Scope of Participation
Overseas Central Bank-Type Institutions may conduct bilateral trading or anonymous trading; the latter is actually a bidding method. All listed products are available for trading by Overseas Central Bank-Type Institutions, including spots, forwards, swaps and options, among which swaps shall include both foreign exchange swaps and cross currency swaps.

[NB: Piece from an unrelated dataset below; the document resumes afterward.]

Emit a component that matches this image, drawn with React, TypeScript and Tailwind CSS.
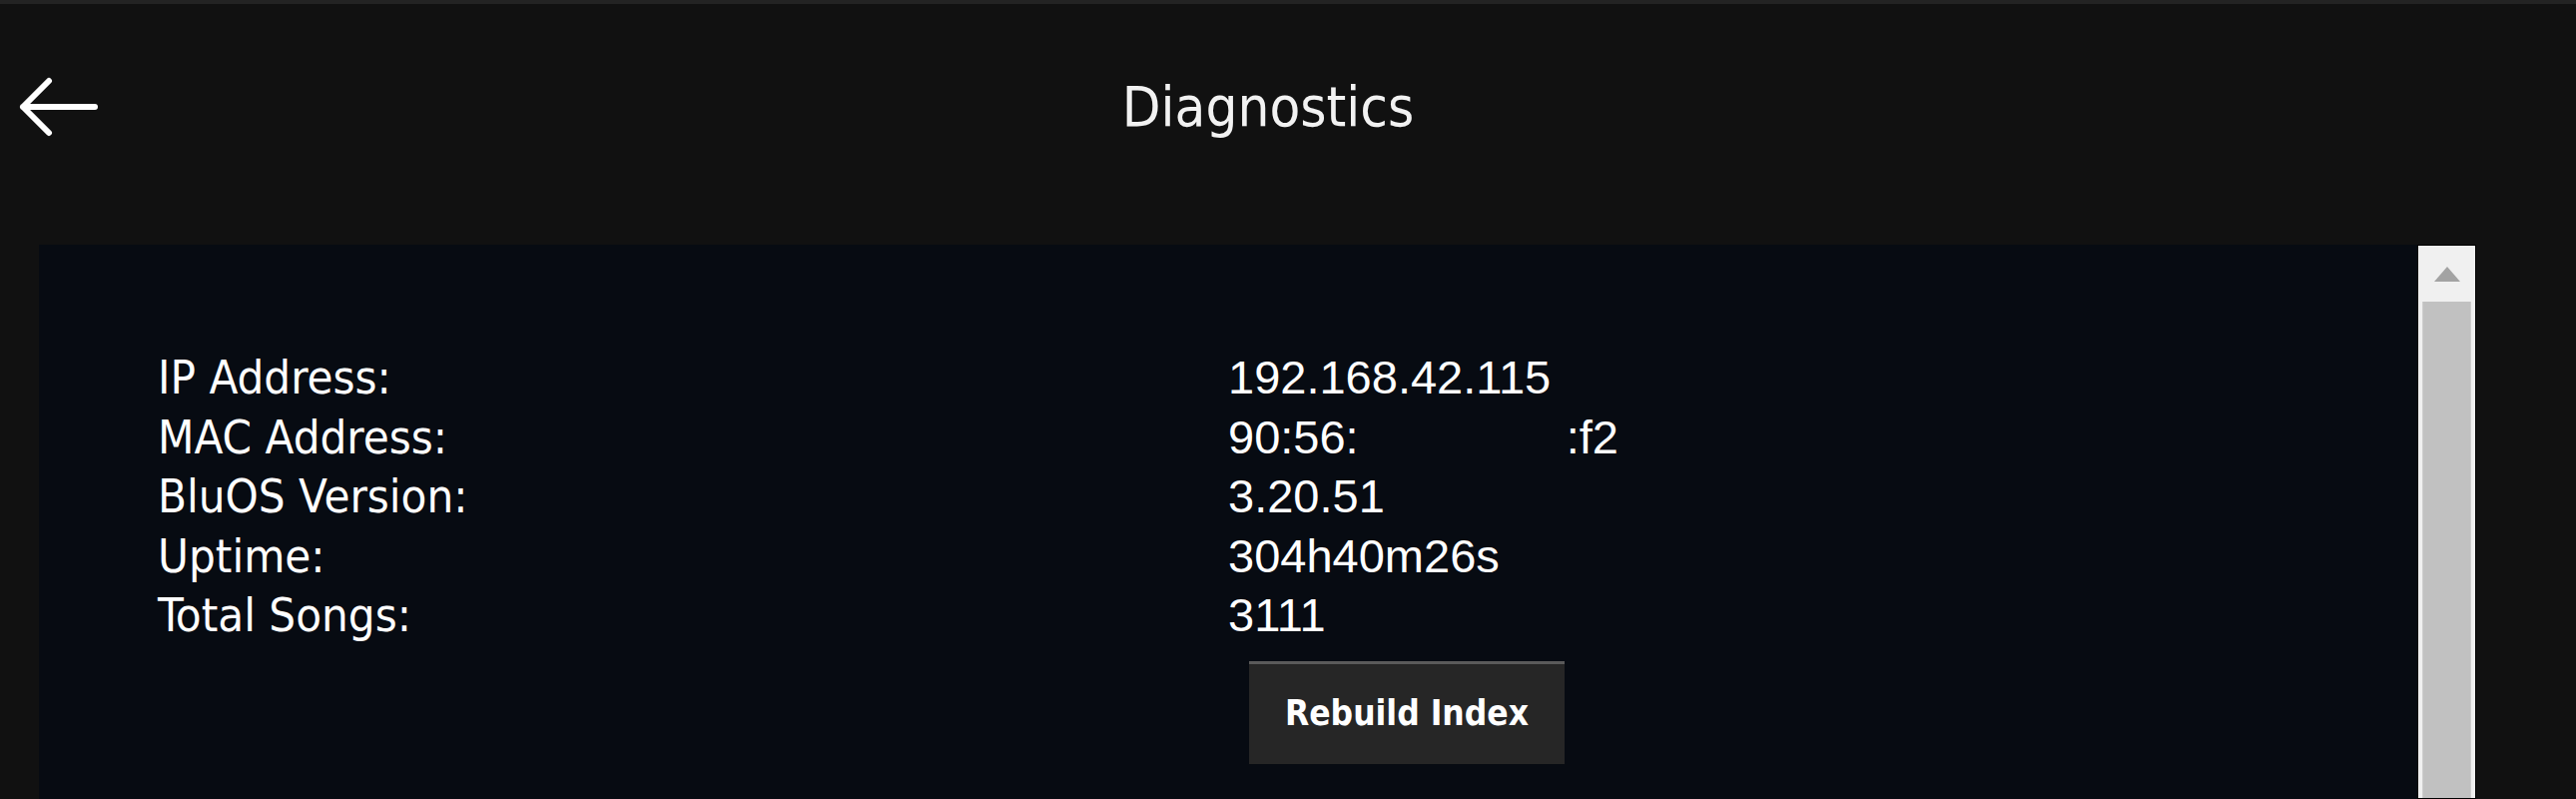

Agent Model vs. Direct Access Model
Any financial institution with membership of the Interbank FX Market may become an agency. An Overseas Central Bank-Type Institution may select one or more agencies, open multiple trading accounts and allocate them to different agencies for operation, but proprietary trading accounts shall be segregated from accounts operated by any agency, and accounts operated by different agencies shall also be segregated. The agency agreement may be negotiated and determined by both parties, and can be executed either in Chinese or English. Under the Agent Model, all trades are executed in the name of Overseas Central Bank-Type Institutions, not the agencies. Under either the Agent Model or the Direct Access Model, an Overseas Central Bank-Type Institution must become a member of the Interbank FX Market, and shall obtain a credit facility from its counterparty. If an Overseas Central Bank-Type Institution conducts derivatives trading, both parties shall sign either the NAFMII or the ISDA Master Agreement. The PBOC Media Q&A also clarifies that the main distinction between the Direct Access Model and the other two models is that the Direct Access Model requires a direct connection to the trading system of the CFETS, while the other two models do not. Under the Direct Access Model, the methods of system connection include connection through a dedicated line or VPN.
Clearing and Settlement
The PBOC no longer requires mandatory clearing and settlement through agencies. Overseas Central Bank-Type Institutions may either use their agencies to do clearing and settlement of RMB or foreign currencies, or conduct clearing and settlement independently. For any transaction under the bilateral trading method, an Overseas Central Bank-Type Institution may clear and settle with its counterparty bilaterally or apply for netting clearing and settlement by the Shanghai Clearing House. For any transaction reached under the anonymous trading method, an Overseas Central Bank-Type Institution shall clear and settle through the centralized netting clearing and settlement of the Shanghai Clearing House. With regard to post-trade confirmations, Overseas Central Bank-Type Institutions may either use the post-trade processing platform provided by CFETS to confirm the concluded trades with counterparties' back offices or use other methods agreed by both parties.